# Source data
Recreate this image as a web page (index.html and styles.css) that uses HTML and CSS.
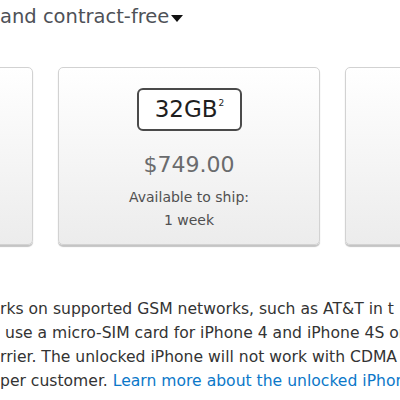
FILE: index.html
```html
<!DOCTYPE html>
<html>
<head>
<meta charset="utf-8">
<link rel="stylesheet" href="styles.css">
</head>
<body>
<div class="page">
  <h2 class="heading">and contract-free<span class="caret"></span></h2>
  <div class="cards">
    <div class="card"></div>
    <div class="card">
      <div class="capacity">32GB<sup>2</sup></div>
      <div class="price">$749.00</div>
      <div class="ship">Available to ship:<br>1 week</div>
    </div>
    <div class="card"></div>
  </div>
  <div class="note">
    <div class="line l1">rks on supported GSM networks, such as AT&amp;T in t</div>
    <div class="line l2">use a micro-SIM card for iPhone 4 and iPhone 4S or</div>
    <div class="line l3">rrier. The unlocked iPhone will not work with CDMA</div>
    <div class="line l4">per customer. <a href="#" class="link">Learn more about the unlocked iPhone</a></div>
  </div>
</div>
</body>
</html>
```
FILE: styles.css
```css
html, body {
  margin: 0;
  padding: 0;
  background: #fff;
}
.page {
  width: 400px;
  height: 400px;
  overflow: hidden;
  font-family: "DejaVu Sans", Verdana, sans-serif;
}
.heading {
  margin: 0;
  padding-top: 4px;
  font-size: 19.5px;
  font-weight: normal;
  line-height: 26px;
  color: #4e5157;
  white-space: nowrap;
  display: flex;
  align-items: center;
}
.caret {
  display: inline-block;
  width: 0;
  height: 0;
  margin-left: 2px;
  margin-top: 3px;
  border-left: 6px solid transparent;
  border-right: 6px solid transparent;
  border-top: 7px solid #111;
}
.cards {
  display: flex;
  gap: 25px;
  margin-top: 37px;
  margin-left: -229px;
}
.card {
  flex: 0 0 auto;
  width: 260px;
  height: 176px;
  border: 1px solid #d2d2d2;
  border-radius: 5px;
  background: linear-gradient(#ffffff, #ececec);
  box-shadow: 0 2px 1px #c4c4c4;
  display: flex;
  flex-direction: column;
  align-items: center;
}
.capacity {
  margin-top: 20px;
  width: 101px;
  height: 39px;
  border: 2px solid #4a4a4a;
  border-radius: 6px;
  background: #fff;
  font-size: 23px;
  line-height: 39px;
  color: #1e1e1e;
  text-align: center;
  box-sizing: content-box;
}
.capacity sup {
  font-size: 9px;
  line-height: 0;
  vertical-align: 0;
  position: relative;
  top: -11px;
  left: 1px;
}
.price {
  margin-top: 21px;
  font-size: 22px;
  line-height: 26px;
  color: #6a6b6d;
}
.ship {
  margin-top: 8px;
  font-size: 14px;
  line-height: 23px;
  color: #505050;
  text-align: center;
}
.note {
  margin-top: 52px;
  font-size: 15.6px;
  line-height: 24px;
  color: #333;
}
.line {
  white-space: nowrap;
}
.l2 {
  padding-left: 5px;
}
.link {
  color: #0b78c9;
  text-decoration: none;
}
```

# Task statement
Copy all the lines above that hold the string "page".

# Finished answer
Recreate this image as a web page (index.html and styles.css) that uses HTML and CSS.
<div class="page">
.page {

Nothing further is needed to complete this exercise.